El sacramento de la reconciliación es un sacramento
de sanación. Cuando yo voy a confesarme, es para sanarme: sanarme el alma,
sanarme el corazón por algo que hice no está bien.
El Sacramento de la Penitencia y de la
Reconciliación – nosotros lo llamamos también de la Confesión- brota
directamente del misterio pascual. Sobre todo, el hecho que el perdón de
nuestros pecados no es algo que podemos darnos nosotros mismos: yo no puedo
decir: “Yo me perdono los pecados”; el perdón se pide, se pide a otro, y en la
Confesión pedimos perdón a Jesús. El perdón no es fruto de nuestros esfuerzos,
sino es un regalo, es don del Espíritu Santo, que nos colma de la abundancia de
la misericordia y la gracia que brota incesantemente del corazón abierto del
Cristo crucificado y resucitado.
Y esto lo hemos sentido todos, en el corazón,
cuando vamos a confesarnos, con un peso en el alma, un poco de tristeza. Y
cuando sentimos el perdón de Jesús, ¡estamos en paz! Con aquella paz del alma
tan bella, que sólo Jesús puede dar, ¡sólo Él!

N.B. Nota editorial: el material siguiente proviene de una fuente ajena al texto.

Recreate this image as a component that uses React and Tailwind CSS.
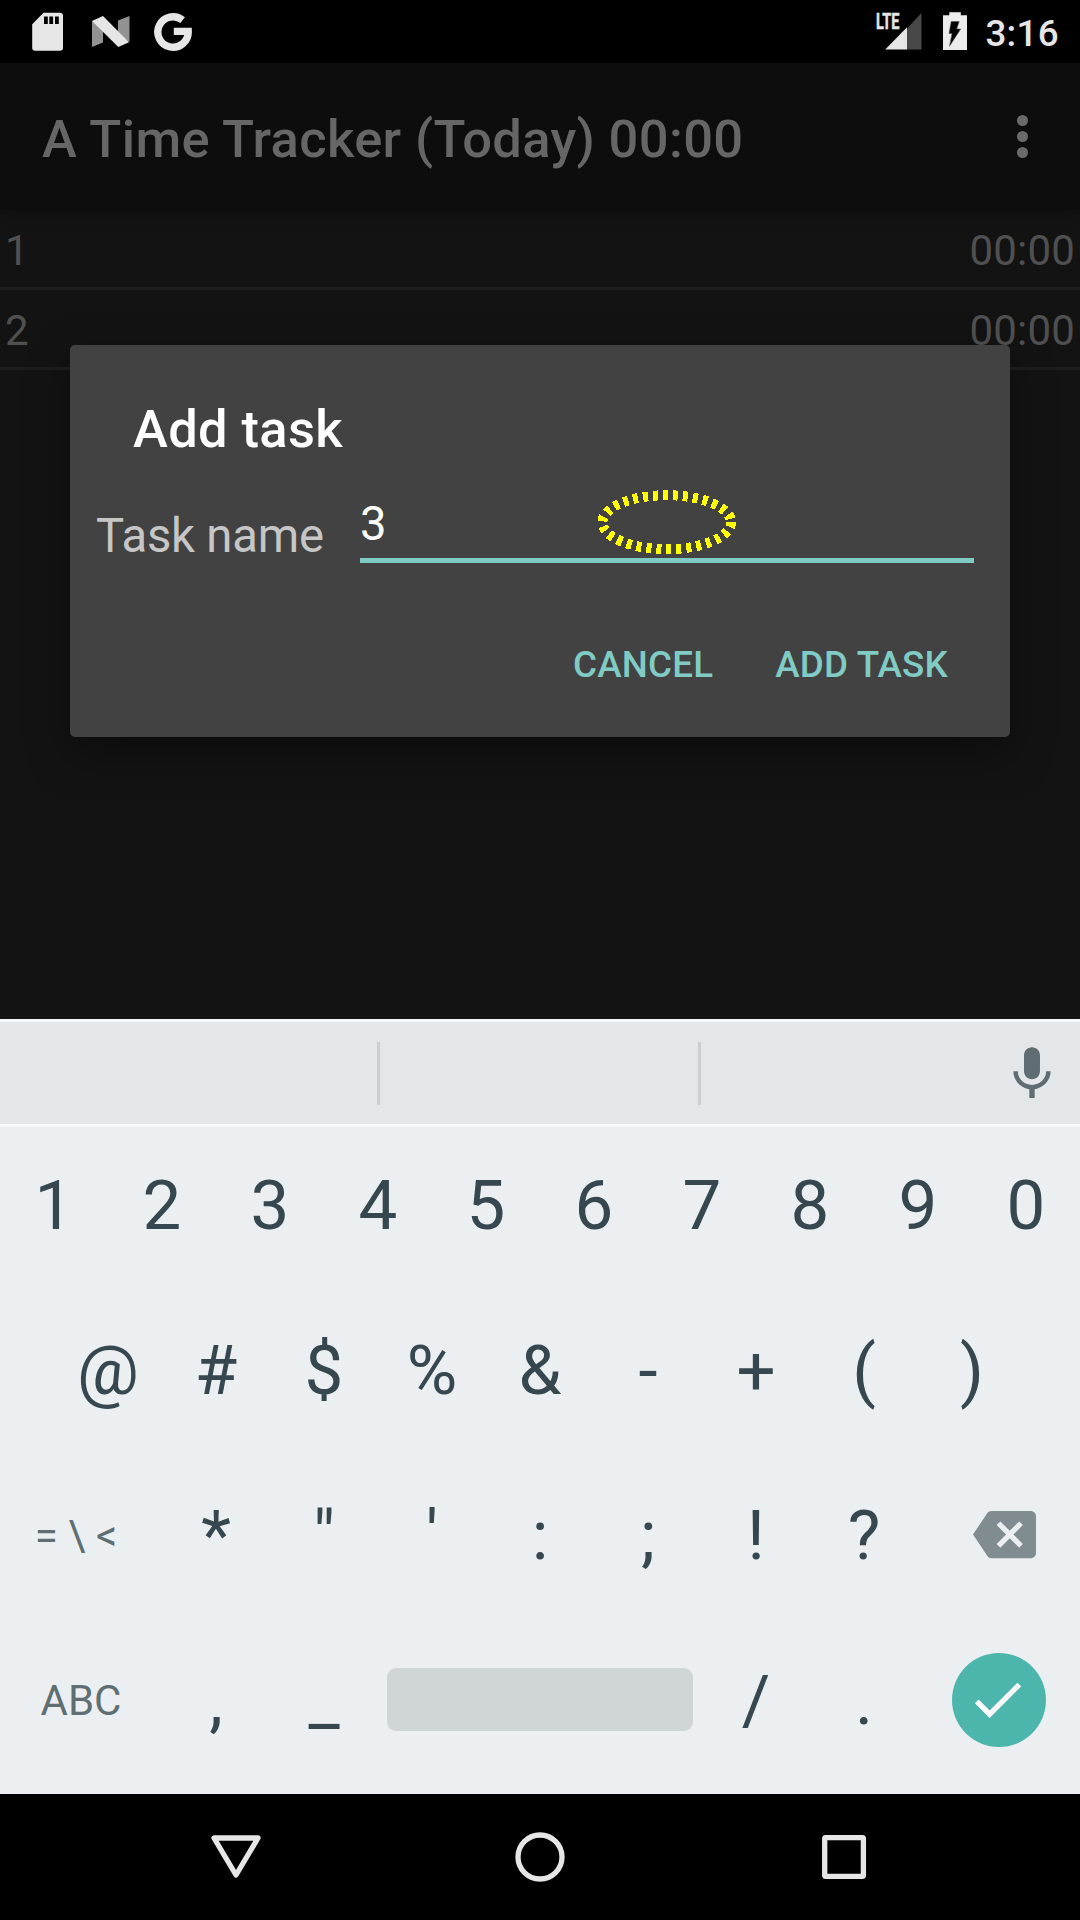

No basta pedir perdón al Señor en la propia mente y
en el propio corazón, sino que es necesario confesar humildemente y
confiadamente los propios pecados al ministro de la Iglesia. El sacerdote no
representa solamente a Dios, sino a toda la comunidad, que se reconoce en la
fragilidad de cada uno de sus miembros, que escucha conmovida su
arrepentimiento, que se reconcilia con Él, que lo alienta y lo acompaña en el
camino de conversión y de maduración humana y cristiana. Alguno puede decir:
“Yo me confieso solamente con Dios”. Sí, tú puedes decir a Dios: “Perdóname”, y
decirle tus pecados. Pero nuestros pecados son también contra nuestros
hermanos, contra la Iglesia y por ello es necesario pedir perdón a la Iglesia y
a los hermanos, en la persona del sacerdote. “Pero, padre, ¡me da vergüenza!”.

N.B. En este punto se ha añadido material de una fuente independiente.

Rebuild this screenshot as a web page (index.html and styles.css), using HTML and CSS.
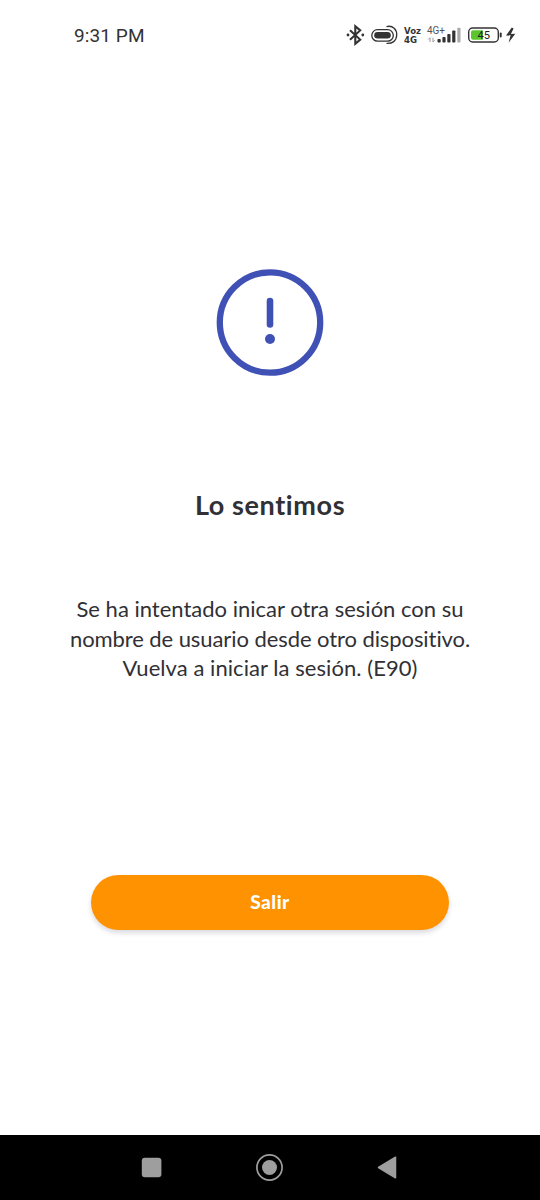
FILE: index.html
```html
<!DOCTYPE html>
<html lang="es">
<head>
<meta charset="utf-8">
<title>Lo sentimos</title>
<link rel="stylesheet" href="styles.css">
</head>
<body>
<div class="screen">
  <header class="status-bar">
    <span class="clock">9:31 PM</span>
    <svg class="status-icons" width="180" height="30" viewBox="340 20 180 30">
      <path d="M350 30.200l10.200 9.400-4.900 4.200V26.200l4.900 4.200-10.200 9.400" fill="none" stroke="#333" stroke-width="2.100"/>
      <circle cx="348" cy="35" r="1.400" fill="#333"/>
      <circle cx="362.800" cy="35" r="1.400" fill="#333"/>
      <rect x="371.800" y="29.700" width="21.500" height="11.400" rx="5.700" fill="none" stroke="#333" stroke-width="1.300"/>
      <rect x="374.200" y="32" width="16.600" height="6.600" rx="3.300" fill="#333"/>
      <path d="M386.500 26.600C393 24.900 397 30 396.700 35.200C396.400 41 392.400 43.800 386.500 43.400" fill="none" stroke="#333" stroke-width="1.300"/>
      <text class="voz" x="404" y="33.500" textLength="17" lengthAdjust="spacingAndGlyphs">Voz</text>
      <text class="voz" x="404" y="42.500" textLength="13" lengthAdjust="spacingAndGlyphs">4G</text>
      <text class="network" x="427" y="33.700" textLength="18" lengthAdjust="spacingAndGlyphs">4G+</text>
      <path d="M430 42v-4.200l-1.700 1.700M433 37.800V42l1.700-1.700" fill="none" stroke="#999" stroke-width="1"/>
      <g fill="#333">
        <rect x="437.500" y="39" width="3.200" height="3.500" rx=".8"/>
        <rect x="442.400" y="37" width="3.200" height="5.500" rx=".8"/>
        <rect x="447.300" y="34" width="3.200" height="8.500" rx=".8"/>
        <rect x="452.200" y="30.500" width="3.200" height="12" rx=".8"/>
        <rect x="457.300" y="27.800" width="3.200" height="14.700" rx=".8" fill="#aaa"/>
      </g>
      <rect x="468.700" y="28" width="29.600" height="14" rx="4" fill="#fff" stroke="#333" stroke-width="1.400"/>
      <path d="M473 30.300h9.800v9.400H473a2 2 0 0 1-2-2v-5.400a2 2 0 0 1 2-2z" fill="#5bc62c"/>
      <path d="M500.700 33.500v3" stroke="#333" stroke-width="2" stroke-linecap="round"/>
      <text class="battery" x="477.500" y="39.200" textLength="12.500" lengthAdjust="spacingAndGlyphs">45</text>
      <path d="M511.800 27.500l-5.800 8 4.600-.3-2 7.500 6.700-9-4.400.4 2.700-5.600z" fill="#333"/>
    </svg>
  </header>
  <main class="message">
    <svg class="alert" width="108" height="108" viewBox="0 0 108 108">
      <circle cx="54" cy="54.500" r="50.200" fill="none" stroke="#4051b5" stroke-width="6.300"/>
      <path d="M54 33v23.500" stroke="#4051b5" stroke-width="6.600" stroke-linecap="round"/>
      <circle cx="54" cy="71" r="5" fill="#4051b5"/>
    </svg>
    <h1 class="title">Lo sentimos</h1>
    <p class="description">
      <span class="line">Se ha intentado inicar otra sesión con su</span>
      <span class="line line-second">nombre de usuario desde otro dispositivo.</span>
      <span class="line line-third">Vuelva a iniciar la sesión. (E90)</span>
    </p>
    <button class="exit" type="button">Salir</button>
  </main>
  <nav class="nav-bar">
    <svg width="540" height="65" viewBox="0 1135 540 65">
      <rect x="141.800" y="1157.700" width="19.600" height="19.600" rx="3" fill="#9e9e9e"/>
      <circle cx="269.500" cy="1167.500" r="12.600" fill="none" stroke="#9e9e9e" stroke-width="1.700"/>
      <circle cx="269.500" cy="1167.500" r="7.500" fill="#9e9e9e"/>
      <path d="M378.500 1167.500l17-10.300v20.600z" fill="#9e9e9e" stroke="#9e9e9e" stroke-width="1.500" stroke-linejoin="round"/>
    </svg>
  </nav>
</div>
</body>
</html>
```
FILE: styles.css
```css
body {
  margin: 0;
  background: #fff;
}

.screen {
  display: flex;
  flex-direction: column;
  height: 1200px;
  width: 540px;
}

.status-bar {
  display: flex;
  justify-content: space-between;
  box-sizing: border-box;
  height: 70px;
  padding: 20px 20px 0 74px;
}

.clock {
  font: 400 19px/31px Roboto, sans-serif;
  letter-spacing: 0.1px;
  color: #333;
}

.voz {
  font: 700 8px "DejaVu Sans", sans-serif;
  fill: #333;
}

.network {
  font: 10px Roboto, sans-serif;
  fill: #555;
}

.battery {
  font: 400 11px Roboto, sans-serif;
  fill: #222;
}

.message {
  display: flex;
  flex: 1;
  flex-direction: column;
  align-items: center;
  padding-top: 198px;
  color: #303035;
  font-family: Lato, sans-serif;
  font-variant-ligatures: none;
}

.alert {
  display: block;
}

.title {
  margin: 111px 0 0;
  font-size: 27px;
  font-weight: 700;
  line-height: 36px;
  letter-spacing: 0.6px;
}

.description {
  margin: 71px 0 0;
  font-size: 22px;
  line-height: 29.5px;
  text-align: center;
}

.line {
  display: block;
  white-space: nowrap;
}

.line-second {
  letter-spacing: -0.08px;
}

.line-third {
  letter-spacing: 0.06px;
}

.exit {
  width: 358px;
  height: 55px;
  margin-top: 192px;
  padding: 0 0 2px;
  border: 0;
  border-radius: 28px;
  background: #ff9200;
  box-shadow: 0 3px 5px rgba(40, 40, 80, 0.17);
  color: #fff;
  font: 900 19px/53px Lato, sans-serif;
  letter-spacing: 0.5px;
}

.nav-bar {
  height: 65px;
  background: #000;
}

.nav-bar svg {
  display: block;
}
```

También la vergüenza es buena, es ‘salud’ tener un poco de vergüenza. Porque
cuando una persona no tiene vergüenza, en mi País decimos que es un ‘senza
vergogna’ un ‘sinvergüenza’. La vergüenza también nos hace bien, nos hace más
humildes.
Uno, cuando está en la fila para confesarse siente
todas estas cosas – también la vergüenza – pero luego, cuando termina la
confesión sale libre, grande, bello, perdonado, blanco, feliz. Y esto es lo
hermoso de la Confesión.
Quisiera preguntarles, pero no respondan en voz
alta ¿eh?, cada uno se responda en su corazón: ¿cuándo ha sido la última vez
que te has confesado? Cada uno piense. ¿Dos días, dos semanas, dos años, veinte
años, cuarenta años? Cada uno haga la cuenta, y cada uno se diga a sí mismo:
¿cuándo ha sido la última vez que yo me he confesado? Y si ha pasado mucho
tiempo, ¡no pierdas ni un día más! Ve hacia delante, que el sacerdote será
bueno. Está Jesús, allí, ¿eh? Y Jesús es más bueno que los curas, y Jesús te
recibe. Te recibe con tanto amor. Sé valiente, y adelante con la Confesión.
¡Cada vez que nos confesamos, Dios nos abraza, Dios
hace fiesta! Vayamos adelante por este camino. Que el Señor los bendiga.